═════ Information given ═════

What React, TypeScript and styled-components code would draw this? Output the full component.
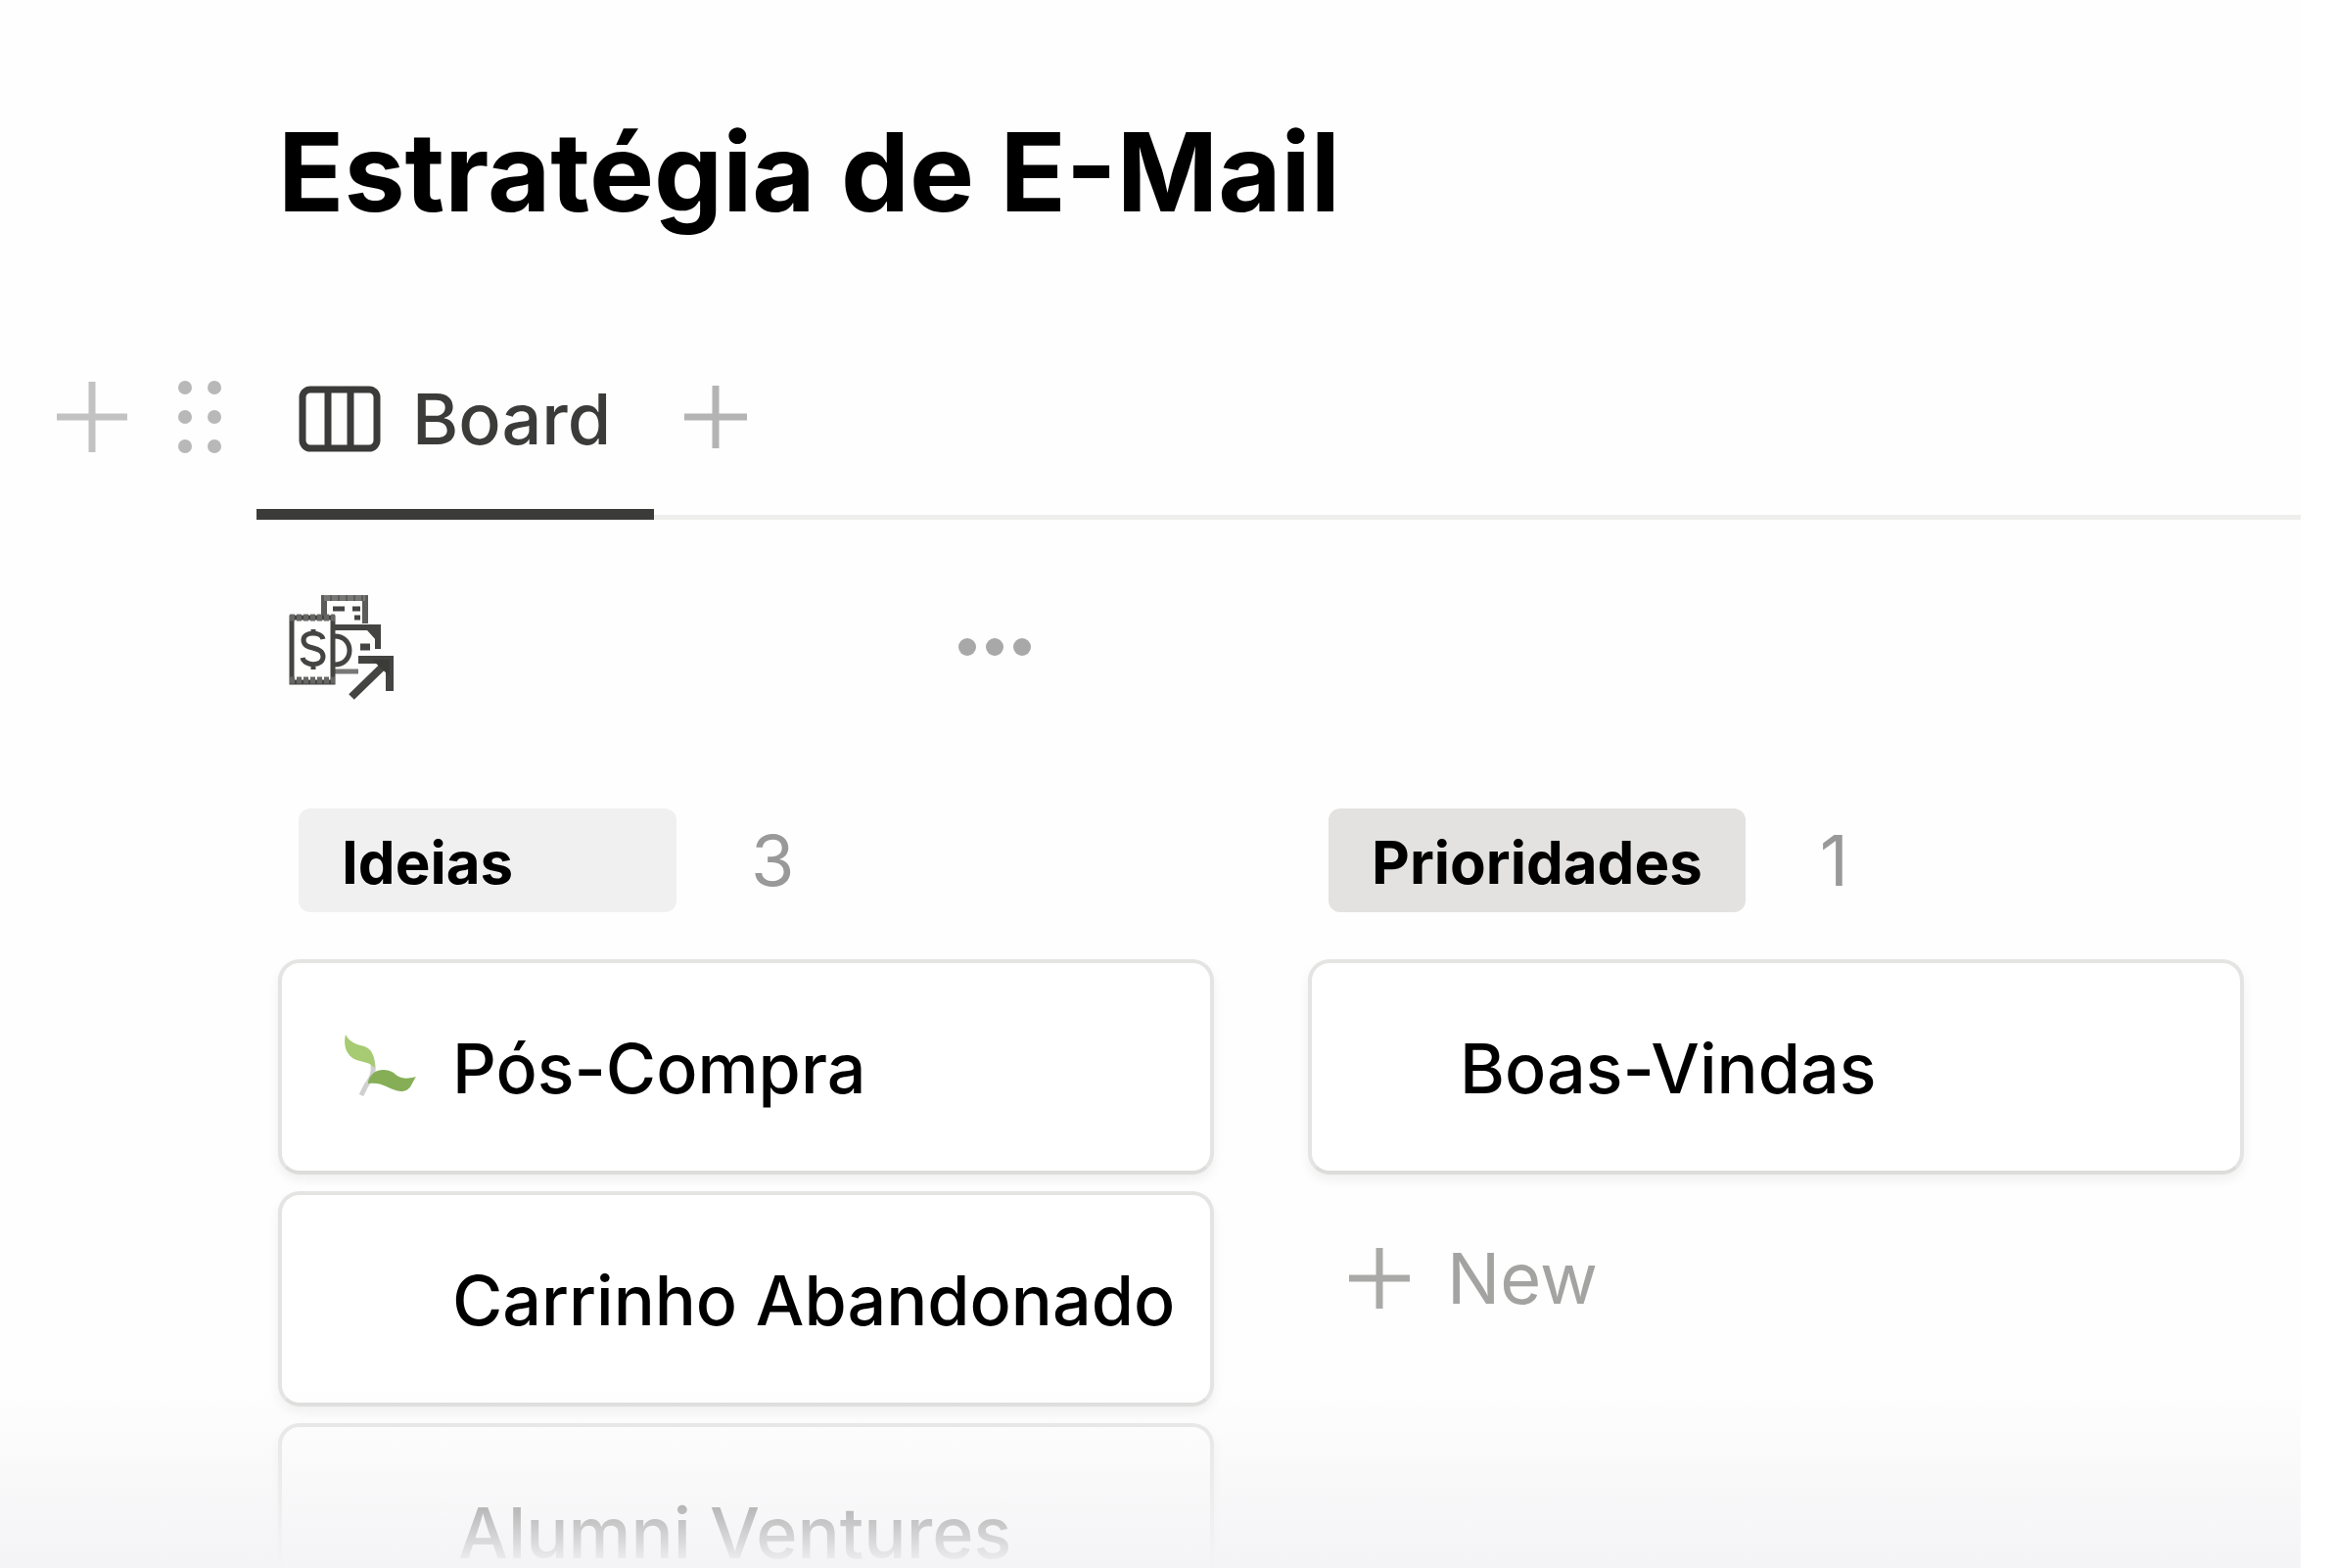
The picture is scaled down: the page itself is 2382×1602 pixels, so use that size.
import React from "react";
import styled, { createGlobalStyle } from "styled-components";

const GlobalStyle = createGlobalStyle`
  *, *::before, *::after { box-sizing: border-box; }
  body { margin: 0; background: #ffffff; }
  button { padding: 0; border: 0; background: none; font: inherit; color: inherit; cursor: pointer; }
  svg { display: block; flex: none; }
`;

const Page = styled.main`
  position: relative;
  height: 100vh;
  margin-right: 32px;
  padding-top: 110px;
  overflow: hidden;
  background: #fefefe;
  color: #000000;
  font-family: Inter, "Liberation Sans", sans-serif;
`;

const Title = styled.h1`
  margin: 0;
  padding-left: 284px;
  font-size: 111px;
  font-weight: 700;
  line-height: 132px;
`;

const ViewBar = styled.div`
  display: flex;
  align-items: stretch;
  height: 181px;
  margin-top: 108px;
`;

const BlockHandles = styled.div`
  display: flex;
  align-items: center;
  gap: 50px;
  width: 262px;
  padding: 0 0 30px 58px;
`;

const Tabs = styled.nav`
  display: flex;
  flex: 1;
  gap: 31px;
  box-shadow: inset 0 -5px 0 #eeeeed;
`;

const Tab = styled.button`
  display: flex;
  align-items: center;
  gap: 32px;
  padding: 0 44px 14px 43px;
  border-bottom: 11px solid #3b3b3a;
  color: #3b3b3a;
  font-size: 72px;
  font-weight: 500;
  line-height: 88px;
`;

const IconButton = styled.button<{ $lift?: number }>`
  display: flex;
  align-items: center;
  padding-bottom: ${(p) => p.$lift ?? 0}px;
`;

const SourceRow = styled.div`
  display: flex;
  align-items: center;
  justify-content: space-between;
  width: 762px;
  height: 116px;
  margin-top: 72px;
  padding-left: 292px;
  box-sizing: content-box;
`;

const Board = styled.div`
  display: grid;
  grid-template-columns: repeat(2, minmax(0, 1fr));
  gap: 96px;
  margin-top: 107px;
  padding: 0 58px 0 284px;
`;

const Column = styled.section`
  display: flex;
  flex-direction: column;
  gap: 17px;
`;

const ColumnHead = styled.header`
  display: flex;
  align-items: center;
  gap: 76px;
  margin-bottom: 31px;
  padding-left: 21px;
`;

const Badge = styled.h2<{ $tone: string }>`
  min-width: 386px;
  margin: 0;
  padding: 18px 44px 14px;
  border-radius: 12px;
  background: ${(p) => p.$tone};
  font-size: 60px;
  font-weight: 700;
  line-height: 74px;
`;

const Count = styled.span`
  color: #999999;
  font-size: 72px;
  font-weight: 400;
  line-height: 88px;
`;

const Card = styled.article<{ $muted?: boolean; $indent: number }>`
  display: flex;
  align-items: center;
  height: 220px;
  padding: 4px 0 0 ${(p) => p.$indent}px;
  border: 4px solid #e4e4e3;
  border-bottom-color: #dcdcdb;
  border-radius: 22px;
  background: #ffffff;
  box-shadow: 0 6px 12px rgba(15, 15, 15, 0.06);
  color: ${(p) => (p.$muted ? "#3b3b3a" : "#000000")};
  font-size: ${(p) => (p.$muted ? 72 : 70)}px;
  font-weight: 500;
  line-height: 70px;
  white-space: nowrap;
`;

const CardIcon = styled.span`
  display: flex;
  width: 112px;
`;

const NewButton = styled.button`
  display: flex;
  align-items: center;
  gap: 38px;
  margin: 45px 0 0 42px;
  color: #a3a3a2;
  font-size: 72px;
  line-height: 88px;
`;

const Fade = styled.div`
  position: absolute;
  inset: auto 0 0 0;
  height: 188px;
  background: linear-gradient(rgba(244, 244, 246, 0), #f4f4f6);
  pointer-events: none;
`;

const Plus = ({ size, color, stroke = 7 }: { size: number; color: string; stroke?: number }) => (
  <svg width={size} height={size} viewBox={`0 0 ${size} ${size}`} aria-hidden="true">
    <path d={`M${size / 2} 0V${size}M0 ${size / 2}H${size}`} stroke={color} strokeWidth={stroke} />
  </svg>
);

const Grip = () => (
  <svg width="48" height="76" viewBox="0 0 48 76" fill="#b8b8b8" aria-hidden="true">
    {[8, 38, 68].map((y) => (
      <g key={y}>
        <circle cx="9" cy={y} r="7" />
        <circle cx="39" cy={y} r="7" />
      </g>
    ))}
  </svg>
);

const BoardGlyph = () => (
  <svg width="84" height="68" viewBox="0 0 84 68" fill="none" stroke="#3b3b3a" strokeWidth="7" aria-hidden="true">
    <rect x="4" y="4" width="76" height="60" rx="8" />
    <path d="M30 4V64M53 4V64" />
  </svg>
);

const Ellipsis = () => (
  <svg width="76" height="20" viewBox="0 0 76 20" fill="#a8a8a8" aria-hidden="true">
    <circle cx="10" cy="10" r="9" />
    <circle cx="38" cy="10" r="9" />
    <circle cx="66" cy="10" r="9" />
  </svg>
);

const InvoiceGlyph = () => (
  <svg width="112" height="112" viewBox="0 0 112 112" fill="none" stroke="#444443" aria-hidden="true">
    <path d="M39 28V6H81V32" stroke="#5c5c5b" strokeWidth="6" />
    <path d="M39 6H81" stroke="#777776" strokeWidth="6" strokeDasharray="6 2" />
    <path d="M48 17H60M68 17H76M70 26H76" strokeWidth="5" />
    <path d="M50 36H94V58" strokeWidth="6" />
    <path d="M84 35L94 46" strokeWidth="7" />
    <path d="M50 45C70 45 70 74 50 74" strokeWidth="5" />
    <path d="M76 56H86" strokeWidth="7" />
    <path d="M50 81H74" stroke="#777776" strokeWidth="5" />
    <rect x="6" y="26" width="42" height="66" fill="#ffffff" strokeWidth="5" />
    <path d="M4 26H50M4 90H50" stroke="#666665" strokeWidth="7" strokeDasharray="5 2" />
    <path d="M38 48C36 40 18 40 18 49C18 60 38 54 38 66C38 76 19 76 17 67M28 38V44M28 72V79" strokeWidth="5" />
    <path d="M74 69H106V101M104 71L67 107" strokeWidth="8" />
    <path d="M88 69H106V86Z" fill="#3b3b3a" stroke="none" />
  </svg>
);

const Leaves = () => (
  <svg width="76" height="74" viewBox="0 0 76 74" aria-hidden="true">
    <path d="M29 26C34 38 30 46 24 54L19 64" fill="none" stroke="#cfcfcf" strokeWidth="5" />
    <path d="M3 2C7 10 14 12 22 14C30 17 33 24 33 36C25 28 18 31 10 26C2 20 1 10 3 2Z" fill="#a6cb72" />
    <path d="M26 50C30 36 44 36 52 41C58 47 64 48 75 45C70 52 70 60 59 60C46 58 42 50 26 52Z" fill="#86ae57" />
  </svg>
);

export default function App() {
  return (
    <>
      <GlobalStyle />
      <Page>
        <Title>Estratégia de E-Mail</Title>
        <ViewBar>
          <BlockHandles>
            <IconButton aria-label="Add block">
              <Plus size={72} color="#c2c2c2" />
            </IconButton>
            <IconButton aria-label="Drag block">
              <Grip />
            </IconButton>
          </BlockHandles>
          <Tabs>
            <Tab aria-current="page">
              <BoardGlyph />
              Board
            </Tab>
            <IconButton aria-label="Add view" $lift={30}>
              <Plus size={64} color="#b4b4b4" />
            </IconButton>
          </Tabs>
        </ViewBar>
        <SourceRow>
          <InvoiceGlyph />
          <IconButton aria-label="More options">
            <Ellipsis />
          </IconButton>
        </SourceRow>
        <Board>
          <Column>
            <ColumnHead>
              <Badge $tone="#f0f0f0">Ideias</Badge>
              <Count>3</Count>
            </ColumnHead>
            <Card $indent={62}>
              <CardIcon>
                <Leaves />
              </CardIcon>
              Pós-Compra
            </Card>
            <Card $indent={174}>Carrinho Abandonado</Card>
            <Card $indent={180} $muted>
              Alumni Ventures
            </Card>
          </Column>
          <Column>
            <ColumnHead>
              <Badge $tone="#e3e2e0">Prioridades</Badge>
              <Count>1</Count>
            </ColumnHead>
            <Card $indent={151}>Boas-Vindas</Card>
            <NewButton>
              <Plus size={62} color="#a9a9a8" />
              New
            </NewButton>
          </Column>
        </Board>
        <Fade />
      </Page>
    </>
  );
}
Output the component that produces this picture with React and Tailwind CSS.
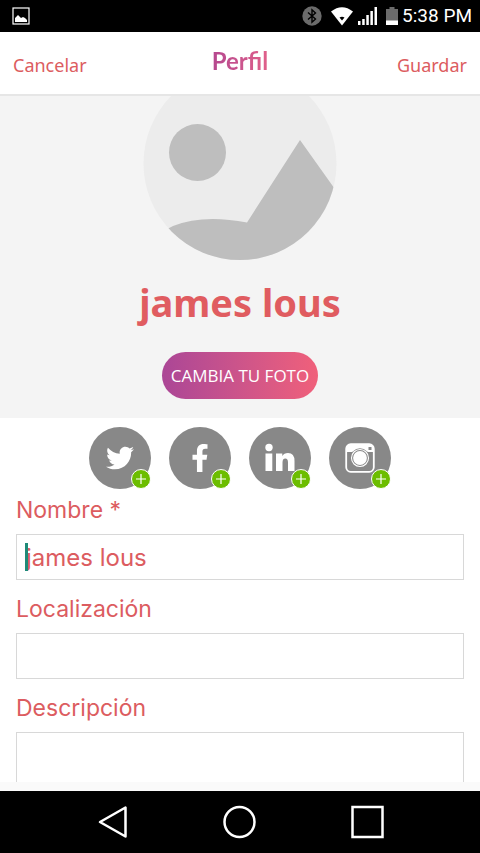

═════

## Objective
Pick out, from the lines above, every one that contains the string "React".

## Solution
What React, TypeScript and styled-components code would draw this? Output the full component.
import React from "react";
Output the component that produces this picture with React and Tailwind CSS.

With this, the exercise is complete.